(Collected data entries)
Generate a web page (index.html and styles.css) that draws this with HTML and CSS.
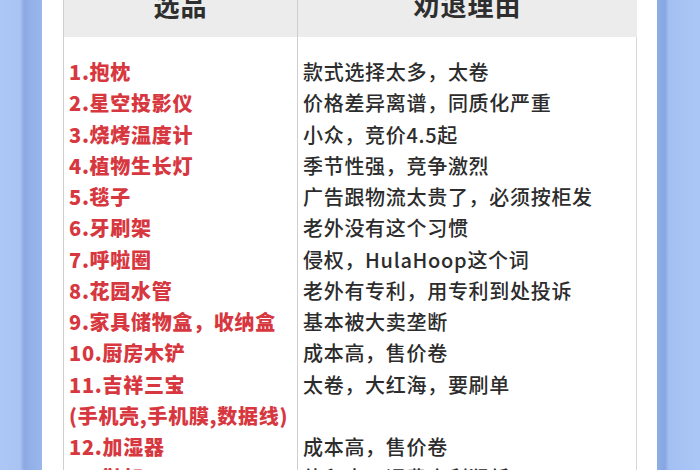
FILE: index.html
```html
<!DOCTYPE html>
<html lang="zh">
<head>
<meta charset="utf-8">
<title>选品 劝退理由</title>
<link rel="stylesheet" href="styles.css">
</head>
<body>
<div class="page">
  <div class="side side-left"></div>
  <div class="paper">
    <div class="table">
      <div class="th">选品</div>
      <div class="th th-r">劝退理由</div>

      <div class="gap"></div>
      <div class="gap gap-r"></div>

      <div class="item">1.抱枕</div>
      <div class="reason">款式选择太多，太卷</div>
      <div class="item">2.星空投影仪</div>
      <div class="reason">价格差异离谱，同质化严重</div>
      <div class="item">3.烧烤温度计</div>
      <div class="reason">小众，竞价4.5起</div>
      <div class="item">4.植物生长灯</div>
      <div class="reason">季节性强，竞争激烈</div>
      <div class="item">5.毯子</div>
      <div class="reason">广告跟物流太贵了，必须按柜发</div>
      <div class="item">6.牙刷架</div>
      <div class="reason">老外没有这个习惯</div>
      <div class="item">7.呼啦圈</div>
      <div class="reason">侵权，HulaHoop这个词</div>
      <div class="item">8.花园水管</div>
      <div class="reason">老外有专利，用专利到处投诉</div>
      <div class="item">9.家具储物盒，收纳盒</div>
      <div class="reason">基本被大卖垄断</div>
      <div class="item">10.厨房木铲</div>
      <div class="reason">成本高，售价卷</div>
      <div class="item">11.吉祥三宝</div>
      <div class="reason">太卷，大红海，要刷单</div>
      <div class="item">(手机壳,手机膜,数据线)</div>
      <div class="reason"></div>
      <div class="item">12.加湿器</div>
      <div class="reason">成本高，售价卷</div>
      <div class="item">13.鞋架</div>
      <div class="reason">体积大，运费高利润低</div>
    </div>
  </div>
  <div class="side side-right"></div>
</div>
</body>
</html>
```

FILE: styles.css
```css
html, body {
  margin: 0;
  padding: 0;
}

body {
  width: 700px;
  height: 470px;
  overflow: hidden;
  font-family: "Noto Sans CJK SC", "Noto Sans", sans-serif;
}

.page {
  display: flex;
  height: 470px;
  overflow: hidden;
}

.side {
  flex: none;
  height: 100%;
}

.side-left {
  width: 42px;
  background:
    linear-gradient(to right,
      #acc7f5 0px, #a9c4f3 20px, #8ea9e2 24px, #93b0e8 31px, #9ab7ec 42px);
}

.side-right {
  width: 43px;
  background:
    linear-gradient(to right,
      #8eaee6 0px, #87a6e2 8px, #a3c0f3 12px, #abc7f6 43px);
}

.paper {
  flex: none;
  width: 615px;
  background: #ffffff;
  padding: 0 20px 0 21px;
  box-sizing: border-box;
}

.table {
  display: grid;
  grid-template-columns: 233px 340px;
  border-left: 1px solid #cfcfcf;
  border-right: 1px solid #d6d6d6;
  margin-top: -14px;
  letter-spacing: 0.7px;
}

.th {
  background: #ececec;
  color: #2e2e2e;
  font-size: 26px;
  font-weight: 700;
  line-height: 38px;
  padding-bottom: 13px;
  text-align: center;
  letter-spacing: 1px;
}

.th-r,
.gap-r,
.reason {
  border-left: 1px solid #cfcfcf;
}

.gap {
  height: 19px;
}

.item,
.reason {
  font-size: 20px;
  line-height: 31.25px;
  height: 31.25px;
  white-space: nowrap;
  padding-left: 5px;
}

.item {
  color: #d7383f;
  font-weight: 900;
}

.reason {
  color: #2c2c2c;
  font-weight: 500;
}
```
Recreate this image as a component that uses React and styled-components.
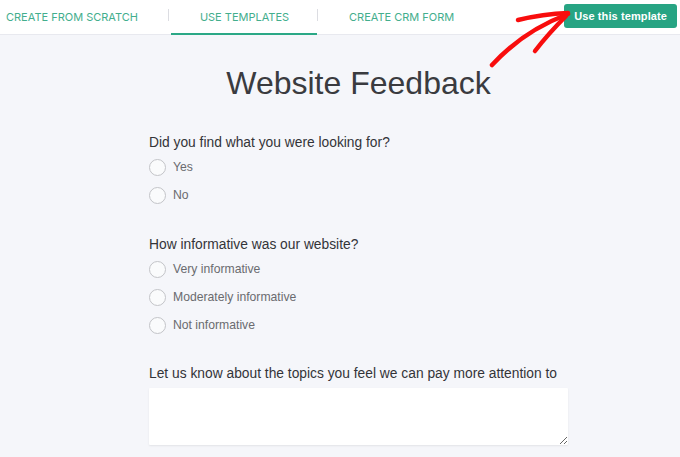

What you are asked to do:
Give back every line exactly as it stands, pictures excluded.

Worked answer:
Generate a web page (index.html and styles.css) that draws this with HTML and CSS.
FILE: index.html
```html
<!DOCTYPE html>
<html lang="zh">
<head>
<meta charset="utf-8">
<title>选品 劝退理由</title>
<link rel="stylesheet" href="styles.css">
</head>
<body>
<div class="page">
  <div class="side side-left"></div>
  <div class="paper">
    <div class="table">
      <div class="th">选品</div>
      <div class="th th-r">劝退理由</div>

      <div class="gap"></div>
      <div class="gap gap-r"></div>

      <div class="item">1.抱枕</div>
      <div class="reason">款式选择太多，太卷</div>
      <div class="item">2.星空投影仪</div>
      <div class="reason">价格差异离谱，同质化严重</div>
      <div class="item">3.烧烤温度计</div>
      <div class="reason">小众，竞价4.5起</div>
      <div class="item">4.植物生长灯</div>
      <div class="reason">季节性强，竞争激烈</div>
      <div class="item">5.毯子</div>
      <div class="reason">广告跟物流太贵了，必须按柜发</div>
      <div class="item">6.牙刷架</div>
      <div class="reason">老外没有这个习惯</div>
      <div class="item">7.呼啦圈</div>
      <div class="reason">侵权，HulaHoop这个词</div>
      <div class="item">8.花园水管</div>
      <div class="reason">老外有专利，用专利到处投诉</div>
      <div class="item">9.家具储物盒，收纳盒</div>
      <div class="reason">基本被大卖垄断</div>
      <div class="item">10.厨房木铲</div>
      <div class="reason">成本高，售价卷</div>
      <div class="item">11.吉祥三宝</div>
      <div class="reason">太卷，大红海，要刷单</div>
      <div class="item">(手机壳,手机膜,数据线)</div>
      <div class="reason"></div>
      <div class="item">12.加湿器</div>
      <div class="reason">成本高，售价卷</div>
      <div class="item">13.鞋架</div>
      <div class="reason">体积大，运费高利润低</div>
    </div>
  </div>
  <div class="side side-right"></div>
</div>
</body>
</html>
```

FILE: styles.css
```css
html, body {
  margin: 0;
  padding: 0;
}

body {
  width: 700px;
  height: 470px;
  overflow: hidden;
  font-family: "Noto Sans CJK SC", "Noto Sans", sans-serif;
}

.page {
  display: flex;
  height: 470px;
  overflow: hidden;
}

.side {
  flex: none;
  height: 100%;
}

.side-left {
  width: 42px;
  background:
    linear-gradient(to right,
      #acc7f5 0px, #a9c4f3 20px, #8ea9e2 24px, #93b0e8 31px, #9ab7ec 42px);
}

.side-right {
  width: 43px;
  background:
    linear-gradient(to right,
      #8eaee6 0px, #87a6e2 8px, #a3c0f3 12px, #abc7f6 43px);
}

.paper {
  flex: none;
  width: 615px;
  background: #ffffff;
  padding: 0 20px 0 21px;
  box-sizing: border-box;
}

.table {
  display: grid;
  grid-template-columns: 233px 340px;
  border-left: 1px solid #cfcfcf;
  border-right: 1px solid #d6d6d6;
  margin-top: -14px;
  letter-spacing: 0.7px;
}

.th {
  background: #ececec;
  color: #2e2e2e;
  font-size: 26px;
  font-weight: 700;
  line-height: 38px;
  padding-bottom: 13px;
  text-align: center;
  letter-spacing: 1px;
}

.th-r,
.gap-r,
.reason {
  border-left: 1px solid #cfcfcf;
}

.gap {
  height: 19px;
}

.item,
.reason {
  font-size: 20px;
  line-height: 31.25px;
  height: 31.25px;
  white-space: nowrap;
  padding-left: 5px;
}

.item {
  color: #d7383f;
  font-weight: 900;
}

.reason {
  color: #2c2c2c;
  font-weight: 500;
}
```
Recreate this image as a component that uses React and styled-components.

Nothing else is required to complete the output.